With a great cast and characters this unlikely funny series was quirky and unmissable viewing.
Back in nick a.k.a. prison Fletch was joined by young Lennie Godber played by the late Richard Beckinsale.
Sadly Beckinsale died young and his death ended the follow on series which was called Going Straight.
To be honest however although Going Straight was popular with reviewers it was less popular with viewers at home.
A Porridge movie had some success and is still occasionally shown on TV.
Porridge the half hour episodes from the series are regularly shown.
The Good Life
The Good Life followed a couple trying to become self sufficient whilst living in middle class suburbia.
When Tom Good hits the big 4 0 he decides he is going to leave the rat race behind.
He and his wife plough their large garden and set about growing crops and keeping livestock.
It is the unlikely setting as well as the characters that make for funny scenes.
With a snobby next door neighbour called Margot life is never going to be easy.
Still Margot and her husband Jerry are really friends of the Goods and despite the strain in their friendship help them often and in more ways than one.
The series ran, on the BBC again, from 1975 till 1978.

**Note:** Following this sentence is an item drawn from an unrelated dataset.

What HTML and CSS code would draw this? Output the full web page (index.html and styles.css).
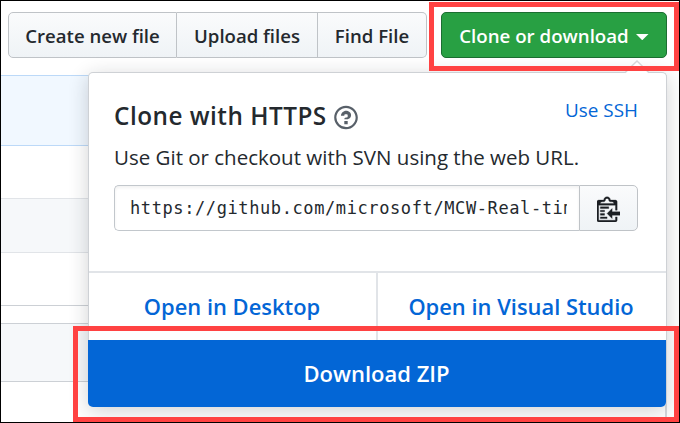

At the time I was just married and everything about the Good Life appealed to my sense of humour.
The characters of Tom and Barbara Good were the type that I would have aspired to be back then and the gentle humour was consistently good.
The main cast included the late Richard Briers as Tom Good, Felicity Kendal as Barbara Good, Penelope Keith as Margot Leadbetter and the late Paul Eddington as her long suffering husband Jerry.
Still shown the situations and fashions may have dated somewhat but the humour is still there.
The Good Life
The Fall and Rise of Reginald Perrin
Leonard Rossiter starred as Reggie Perrin in this off the wall comedy.
Not to every-one's taste, The Fall and Rise of Reginald Perrin was right up my street, as we say.
After Reggie becomes tired of his life he fakes his own death in an attempt to start again. With weird and wacky characters the humour is a mixture of the silly and the sublime.
Shown originally between 1976 and 1979 it soon became popular viewing.
The show was recently back on air but as a remade version with Martin Clunes in the role of Reggie.
The plots were altered a little to fit into today's lifestyle.
However the original Reggie Perrin is a hard act to follow.
Leonard Rossiter died October 5, 1984.
The Fall and Rise of Reggie Perrin
Citizen Smith Power to The People
Robet Lyndsay is the multi talented actor who took on the role of Citizen Smith the young leftie wanting to change the world and give power to the people.
His character also called Wolfie but incorrectly Foxy by his girlfriend’s mother was a lighthearted laugh at the political naivety of youth.
Wolfie Smith was a would be Marxist leading the Tooting Popular Front, TOF, which was more a band if friends than a revolutionary political force; Tooting being an area of South London.
Rising Damp the Nightmare Landlord
Two actors already mentioned had starring roles in Rising Damp.
Both sadly died some time ago.
Leonard Rossiter played greedy landlord Rigsby and Richard Beckinsale the young long haired student Alan who was over charged for living in scruffy accommodation.
Trinidadian born Don Warrington played the young black skinned lodger who fussy Miss Jones, played by Frances de la Tour, fancied to death.
Some of the laughs involved the race card but were of the time.
Frances de la Tour and Don Warrington have proved themselves to be first class actors though both have occasionally taken on comic roles.
Fawlty Towers only consisted of 12 episodes but it has been popular worldwide and still receives huge viewing audiences.
Just why is hard to decide.
It is most likely a mixture of the cast, characters and scripts.
John Cleese plays the lead role of Basil Fawlty the slightly unhinged hotel owner.
His wife Sybil Fawlty in the show is played by Prunella Scales but John Cleese's wife at the time also starred in Fawlty Towers.
Connie Booth played the chirpy Polly who helped around the hotel.
Leonard Sachs as the Spanish waiter who had a poor command of English, Manuel, was so often the butt of the joke.
This multi award winning series was initially shown on BBC2 in England at a time when not all Television sets were able to show BBC2 programs.
Because of this it was a while before I saw Fawlty Towers but I soon became a fan.
Although the series was first aired in 1975 it is as fresh and funny today as ever.
Also in The Mix
There were many other comedy series that were shown in the 1970s that were funny.
However some of these were only funny for a very limited time.
With time some of these now seem to be very dated, racist, sexist or more. Open All Hours is one that for me falls into this category.
So for my favourite situation comedies I have chosen ones that remain funny and politically correct.
If you had never watched any of the above I defy you to watch them and not laugh.
But as I said above humour is very personal.
That said the humour of the above classics shines through for all to see.